Completing the project

The ISMADHA project comprised 3 distinctly different efforts that all had to be completed before a new international measurement standard could be proposed:

·         A new speech test signal

·         A set of standard audiograms

·         A new measurement procedure

 

Several subgroups were formed to cover each of the three efforts. The task of developing the speech test signal was after some initial searching assigned to the Hörtech Institute in Oldenburg.

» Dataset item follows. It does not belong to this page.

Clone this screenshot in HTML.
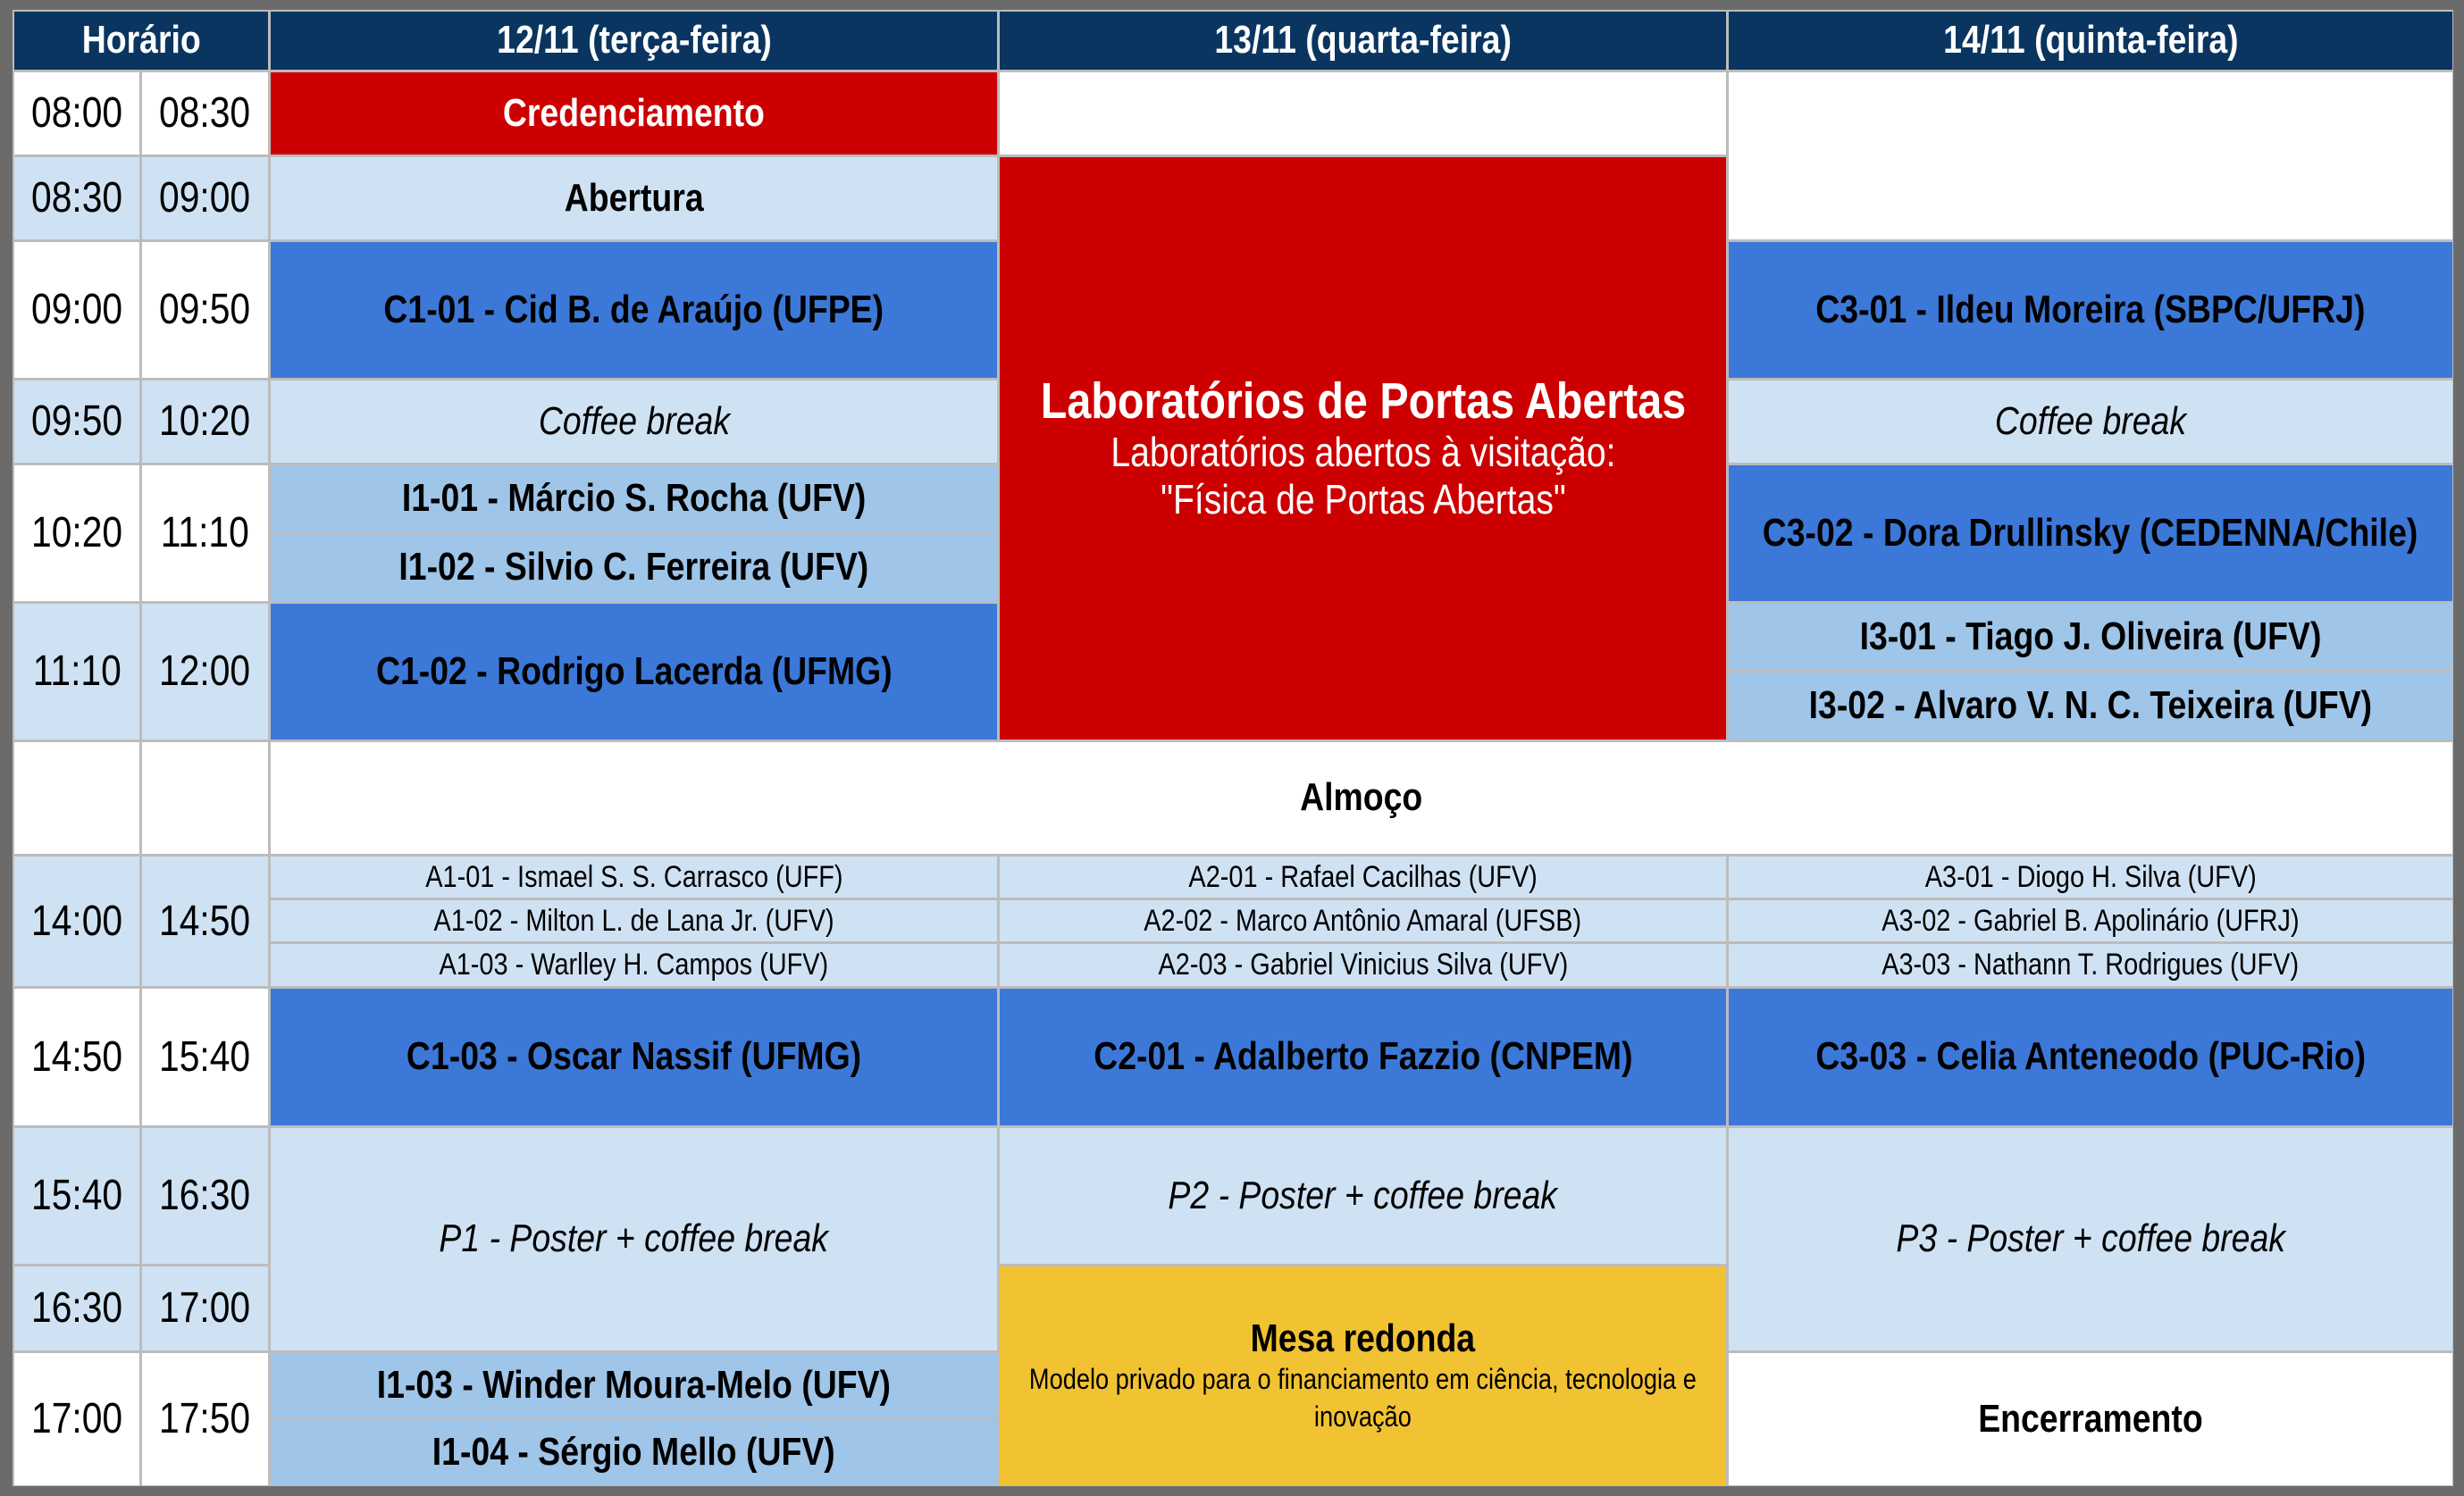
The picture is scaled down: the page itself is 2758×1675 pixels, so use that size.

The standard audiograms were developed by a group of Nordic researchers based on some initial experiments with the concept of standard audiograms.  The measurement method itself was developed by a group of signal processing experts mostly from hearing aid manufacturers. In order to keep this large and complex project on track EHIMA hired a project manager, Marcel Vlaming that had a long track record in the field of hearing aids.

 

In the years to follow the project group made it a priority to disseminate information about the project to all relevant parties and to keep in close contact with the standardization bodies that later on should convert the project into an international standard. In April of 2007 good progress had been made on all three subprojects and a laboratory system that implemented the method was ready to be used for a Round robin test among the parties. The testing showed that we were on the right track and the method was documented in a format suitable for standardization.

 

On the 15^th of February of 2008 the document was submitted to IEC TC29/WG 13 that handles hearing aid testing. The IEC standardization process runs in several stages over some years and in September of 2011 the Project manager could happily report that IEC had unanimously approved the standard as:

IEC 118-15: CDV 60118-15 "Electroacoustics – Hearing aids – Part 15: Methods for characterising signal processing in hearing aids with a speech-like signal".

The final document will be available from IEC early 2012.